I can’t speak for you, but no one ever asked me if I agreed to a grand strategy for an American Empire
History tells us that empires are acquired at enormous cost and seldom last. Most recently, the Russians lost their satellite nations in 1989 and England began the loss of its empire almost immediately after WWII.
We Americans are no better at expanding an empire, but we certainly seem willing to give it a go. As Vietnam, Iraq, Afghanistan and Syria made evident, the international huger for democracy is not yet widely developed, nor may ever be. Our own 246 year republic (a representational democracy) was presented to the new nation as a ‘grand experiment’ and we are still experimenting.
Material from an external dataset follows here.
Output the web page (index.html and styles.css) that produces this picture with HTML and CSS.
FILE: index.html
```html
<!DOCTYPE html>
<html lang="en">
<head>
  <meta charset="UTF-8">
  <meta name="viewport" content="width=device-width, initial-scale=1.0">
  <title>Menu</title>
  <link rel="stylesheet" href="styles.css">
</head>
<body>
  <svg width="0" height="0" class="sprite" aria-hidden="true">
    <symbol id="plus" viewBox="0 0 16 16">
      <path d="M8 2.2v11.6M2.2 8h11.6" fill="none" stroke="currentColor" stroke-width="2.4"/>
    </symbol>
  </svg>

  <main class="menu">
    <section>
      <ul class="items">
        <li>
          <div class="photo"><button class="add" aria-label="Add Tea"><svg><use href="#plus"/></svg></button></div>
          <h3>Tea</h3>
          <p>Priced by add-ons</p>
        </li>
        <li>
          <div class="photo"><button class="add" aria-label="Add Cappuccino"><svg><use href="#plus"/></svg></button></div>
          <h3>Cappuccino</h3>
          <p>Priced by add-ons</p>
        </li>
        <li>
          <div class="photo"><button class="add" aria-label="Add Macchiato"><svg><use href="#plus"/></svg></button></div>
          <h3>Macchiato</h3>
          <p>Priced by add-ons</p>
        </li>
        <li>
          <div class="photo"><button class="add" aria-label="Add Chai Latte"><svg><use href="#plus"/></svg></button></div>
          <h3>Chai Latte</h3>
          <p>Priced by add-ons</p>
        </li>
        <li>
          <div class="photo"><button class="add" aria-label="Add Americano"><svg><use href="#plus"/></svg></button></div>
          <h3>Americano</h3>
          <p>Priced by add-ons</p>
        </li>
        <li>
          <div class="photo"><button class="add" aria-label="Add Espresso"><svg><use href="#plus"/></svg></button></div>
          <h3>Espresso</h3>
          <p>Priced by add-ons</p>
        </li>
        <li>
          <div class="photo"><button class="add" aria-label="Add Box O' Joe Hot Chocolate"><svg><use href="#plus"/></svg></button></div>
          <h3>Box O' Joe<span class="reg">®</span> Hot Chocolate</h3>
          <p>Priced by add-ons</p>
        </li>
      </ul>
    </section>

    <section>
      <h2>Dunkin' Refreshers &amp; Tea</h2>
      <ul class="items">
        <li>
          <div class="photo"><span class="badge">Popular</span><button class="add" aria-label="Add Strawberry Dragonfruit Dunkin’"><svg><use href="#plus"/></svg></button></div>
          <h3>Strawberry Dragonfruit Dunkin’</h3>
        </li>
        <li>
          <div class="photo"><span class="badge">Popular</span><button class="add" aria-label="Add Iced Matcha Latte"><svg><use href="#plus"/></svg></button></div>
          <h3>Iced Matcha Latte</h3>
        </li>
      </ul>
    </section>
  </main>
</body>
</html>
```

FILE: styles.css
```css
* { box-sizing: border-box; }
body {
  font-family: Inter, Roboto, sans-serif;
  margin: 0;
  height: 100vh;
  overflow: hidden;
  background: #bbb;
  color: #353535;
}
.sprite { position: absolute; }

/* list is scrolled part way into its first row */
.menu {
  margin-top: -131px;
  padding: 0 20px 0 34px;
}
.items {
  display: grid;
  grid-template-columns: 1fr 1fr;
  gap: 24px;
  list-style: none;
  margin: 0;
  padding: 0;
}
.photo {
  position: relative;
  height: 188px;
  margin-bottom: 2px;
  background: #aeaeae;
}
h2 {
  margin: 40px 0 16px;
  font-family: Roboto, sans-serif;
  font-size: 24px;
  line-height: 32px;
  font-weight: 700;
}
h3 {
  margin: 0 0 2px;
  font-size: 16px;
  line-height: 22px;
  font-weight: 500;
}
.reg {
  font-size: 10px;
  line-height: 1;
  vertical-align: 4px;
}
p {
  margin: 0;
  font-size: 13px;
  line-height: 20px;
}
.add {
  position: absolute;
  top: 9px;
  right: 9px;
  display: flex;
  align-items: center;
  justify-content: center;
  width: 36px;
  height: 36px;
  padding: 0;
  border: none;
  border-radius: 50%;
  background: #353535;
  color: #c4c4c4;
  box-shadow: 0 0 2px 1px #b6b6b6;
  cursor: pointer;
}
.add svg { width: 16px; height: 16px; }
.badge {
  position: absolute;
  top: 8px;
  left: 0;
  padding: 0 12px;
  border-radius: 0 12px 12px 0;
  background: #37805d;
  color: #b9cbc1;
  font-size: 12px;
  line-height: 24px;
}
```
What we are (or were) best at, is supporting freedoms wherever they sprout and using as evidence our own success as gardeners. For some reason, we mistakenly came to believe that freedom and democracy are common seeds, needing only a bit of watering, and they are not. Civilizations have come and gone for thousands of years and the hybrid we polished up and brought forward from the Greeks less than 300 years ago is struggling to move from adolescence to adulthood. Military strength may frighten some of the world into compliance, but it will not conquer hearts and minds, nor should it.
China is the best recent example I can think of
China was and is a communist dictatorship, perceived only second to Russia as a threat to America. Then President Nixon made a secret trip down there in 1972 and convinced them of the value of mutual economic cooperation. No warships sailed, no planes flew and no armies gathered. China remains a communist dictatorship today, but economic progress is bringing them the beginnings of a middle class and that huge communist ship is turning ever so slowly toward the freedoms that increased standards of living allow.
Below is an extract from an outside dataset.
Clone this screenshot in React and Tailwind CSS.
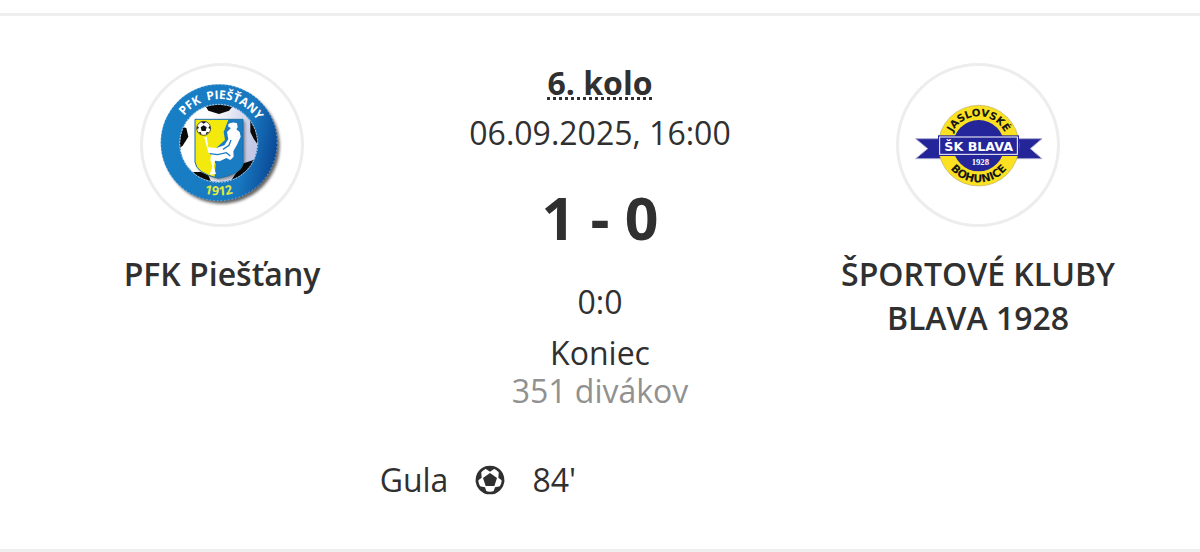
function HomeLogo() {
  return (
    <svg
      viewBox="26 24 474 474"
      className="w-full h-full"
      role="img"
      aria-label="PFK Piešťany"
    >
      <defs>
        <linearGradient id="homeRing" x1="0" x2="1" y1="0.3" y2="0.5">
          <stop offset="0" stopColor="#1880c6" />
          <stop offset="0.75" stopColor="#1878c0" />
          <stop offset="1" stopColor="#0b4a97" />
        </linearGradient>
        <linearGradient id="homeBall" x1="0" x2="1" y1="0" y2="0.2">
          <stop offset="0.4" stopColor="#ffffff" />
          <stop offset="1" stopColor="#c3c8e6" />
        </linearGradient>
        <clipPath id="homeBallClip">
          <circle cx="253" cy="256" r="116" />
        </clipPath>
        <clipPath id="homeShieldClip">
          <path d="M182 184H326V318Q320 348 252 361Q185 345 182 312Z" />
        </clipPath>
        <filter id="homeBlur" x="-10%" y="-10%" width="120%" height="120%">
          <feGaussianBlur stdDeviation="4" />
        </filter>
        <path id="homeTop" d="M121 256A133 133 0 0 1 387 256" />
        <path id="homeBottom" d="M95 254A158 158 0 0 0 411 254" />
      </defs>
      <circle cx="262" cy="263" r="174" fill="#000" opacity="0.6" filter="url(#homeBlur)" />
      <circle cx="254" cy="254" r="175" fill="url(#homeRing)" />
      <circle cx="254" cy="254" r="174" fill="none" stroke="#fff" strokeWidth="2" strokeDasharray="4 7" opacity="0.6" />
      <circle cx="253" cy="256" r="116" fill="url(#homeBall)" />
      <g clipPath="url(#homeBallClip)" fill="#0a0a0a">
        <path d="M208 136H302L284 158L254 168L222 158Z" />
        <path d="M130 204L156 210L162 236L146 262L130 276Z" />
        <path d="M348 180L376 204V268L358 242L348 222Z" />
        <path d="M160 342L200 342L222 352L234 380H190Z" />
        <path d="M282 380L306 344L328 316L364 304L350 348Z" />
      </g>
      <circle cx="253" cy="256" r="117" fill="none" stroke="#fff" strokeWidth="2" strokeDasharray="5 4" />
      <path d="M188 190H332V322Q326 354 258 367Q191 351 188 318Z" fill="#000" opacity="0.4" filter="url(#homeBlur)" />
      <g clipPath="url(#homeShieldClip)">
        <path d="M180 180H330V365H180Z" fill="#f3e90c" />
        <path d="M284 180H330V365H240L244 318L232 290L248 268L272 246L268 222Z" fill="#1a7cc2" />
        <path d="M282 198Q294 190 308 196L310 208L306 214L316 222L319 236L308 260L297 280L298 296L288 306L276 300L256 310L242 308L238 324L245 348L226 350L234 326L228 306L230 290L222 284L216 262L210 238L217 236L222 268L246 270L270 262L282 244L278 222L290 210L282 206Z" fill="#fff" />
        <path d="M226 287L250 290L276 284L288 294M290 246L284 262L266 274" stroke="#1a7cc2" strokeWidth="4" fill="none" />
      </g>
      <path d="M182 184H326V318Q320 348 252 361Q185 345 182 312Z" fill="none" stroke="#1a6fae" strokeWidth="3" />
      <circle cx="208" cy="211" r="21" fill="#fff" stroke="#111" strokeWidth="2" />
      <g fill="#111">
        <path d="M208 202L217 208L214 219H202L199 208Z" />
        <path d="M200 191H216L208 197Z" />
        <path d="M226 203L229 214L222 210Z" />
        <path d="M190 203L187 214L194 210Z" />
        <path d="M215 230L224 222L216 223Z" />
        <path d="M201 230L192 222L200 223Z" />
      </g>
      <text
        fill="#fff"
        fontSize="36"
        fontWeight="700"
        textAnchor="middle"
        className="font-['Open_Sans',sans-serif]"
      >
        <textPath href="#homeTop" startOffset="52%">
          PFK&#160; PIEŠŤANY
        </textPath>
      </text>
      <text
        fill="#e2ea3a"
        fontSize="38"
        fontWeight="700"
        textAnchor="middle"
        className="font-['Open_Sans',sans-serif]"
      >
        <textPath href="#homeBottom" startOffset="50%">
          1912
        </textPath>
      </text>
    </svg>
  );
}

function AwayLogo() {
  return (
    <svg
      viewBox="26 24 474 474"
      className="w-full h-full"
      role="img"
      aria-label="ŠK Blava 1928"
    >
      <defs>
        <path id="awayTop" d="M177 263A88 88 0 0 1 353 263" />
        <path id="awayBottom" d="M155 263A110 110 0 0 0 375 263" />
      </defs>
      <path
        d="M76 242H455L420 272L455 302H76L112 272Z"
        fill="#25259a"
        stroke="#a9a9cf"
        strokeWidth="3"
      />
      <circle cx="265" cy="263" r="121" fill="#fbe122" stroke="#b9ad62" strokeWidth="2" />
      <circle cx="265" cy="263" r="77" fill="#25259a" />
      <rect x="143" y="232" width="243" height="62" fill="#25259a" />
      <rect x="148" y="237" width="233" height="52" fill="none" stroke="#fff" strokeWidth="3" />
      <text
        x="265"
        y="278"
        fill="#fff"
        fontSize="38"
        fontWeight="700"
        textAnchor="middle"
        className="font-['DejaVu_Sans',sans-serif]"
      >
        ŠK BLAVA
      </text>
      <text
        x="270"
        y="320"
        fill="#fff"
        fontSize="26"
        fontWeight="700"
        textAnchor="middle"
        className="font-['Liberation_Serif',serif]"
      >
        1928
      </text>
      <g
        fill="#151515"
        fontWeight="700"
        textAnchor="middle"
        className="font-['DejaVu_Sans',sans-serif]"
      >
        <text fontSize="31">
          <textPath href="#awayTop" startOffset="50%">
            JASLOVSKÉ
          </textPath>
        </text>
        <text fontSize="33">
          <textPath href="#awayBottom" startOffset="50%">
            BOHUNICE
          </textPath>
        </text>
      </g>
    </svg>
  );
}

function BallIcon() {
  return (
    <svg viewBox="0 0 90 90" className="w-[30px] h-[30px]" role="img" aria-label="Gól">
      <circle cx="45" cy="45" r="39" fill="#fff" stroke="#303030" strokeWidth="8" />
      <g fill="#303030">
        <path d="M45 24L66 39L58 63H32L24 39Z" />
        <path d="M25 7Q45 0 65 7L45 20Z" />
        <path d="M72 14Q87 30 88 52L70 38Z" />
        <path d="M84 62Q72 80 53 88L60 67Z" />
        <path d="M6 62Q18 80 37 88L30 67Z" />
        <path d="M18 14Q3 30 2 52L20 38Z" />
      </g>
    </svg>
  );
}

function Team({ name, logo }) {
  return (
    <div className="flex flex-col items-center pt-0.5">
      <div className="w-[164px] h-[164px] border-3 border-[#ededed] rounded-full">
        {logo}
      </div>
      <p className="mt-[25px] font-semibold text-center">{name}</p>
    </div>
  );
}

const goals = [{ player: "Gula", minute: "84'" }];

export default function App() {
  return (
    <div className="pt-[13px] bg-white">
      <main className="px-[33px] pt-[45px] pb-[47px] border-y-3 border-[#eeeeee] font-['Open_Sans',sans-serif] text-[32px] leading-[44px] text-[#303030]">
        <div className="grid grid-cols-3">
          <Team name="PFK Piešťany" logo={<HomeLogo />} />
          <div className="flex flex-col items-center">
            <a
              href="#kolo"
              className="font-bold underline decoration-dotted decoration-3 underline-offset-2 [text-decoration-skip-ink:none]"
            >
              6. kolo
            </a>
            <p className="mt-1.5">06.09.2025, 16:00</p>
            <p className="mt-5 text-[59px] leading-[84px] font-bold">1 - 0</p>
            <p className="mt-[21px]">0:0</p>
            <p className="mt-2.5 leading-[38px]">Koniec</p>
            <p className="leading-[38px] text-[#919191]">351 divákov</p>
          </div>
          <Team name="ŠPORTOVÉ KLUBY BLAVA 1928" logo={<AwayLogo />} />
        </div>
        <ul className="grid grid-cols-2 mt-12">
          {goals.map((g) => (
            <li
              key={g.player}
              className="flex items-center justify-end gap-[27px] pr-6"
            >
              <span>{g.player}</span>
              <BallIcon />
              <span>{g.minute}</span>
            </li>
          ))}
        </ul>
      </main>
    </div>
  );
}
Who knows where that ship may sail in 246 years and why is it in American interests to chart its course? Until the American conversation took a more militant tone, China was (and remains) our largest producer and we are its largest market. Yet we criticize China for its military expansion, even though they have only a single military base abroad, a naval facility opened in 2017 in Djibouti.
To that criticism, China might point out that the U.S. maintains nearly 800 military bases in more than 70 countries and how, Secretary Austin, do you respond to that? That it’s your Grand Strategy to control today’s (and tomorrow’s) world and dole out the favors that determine who will serve and who will eat?
That’s not the America in which I grew up
Secretary Austin made his quite remarkable statement in Singapore at the International Institute for Strategic Studies. IISS is a world-leading authority on global security, political risk and military conflict. They called this the Shangri-La Dialogue, although it’s a long way from my understanding of Shangri-La…a place of complete bliss and delight and peace. But who knows?
It’s just language again, and one man’s bliss and delight and peace is another man’s Grand Strategy. If you have the time and inclination, read Lloyd Austin’s speech.
See if it brings you complete bliss and delight and peace or chills your blood, as it chilled mine.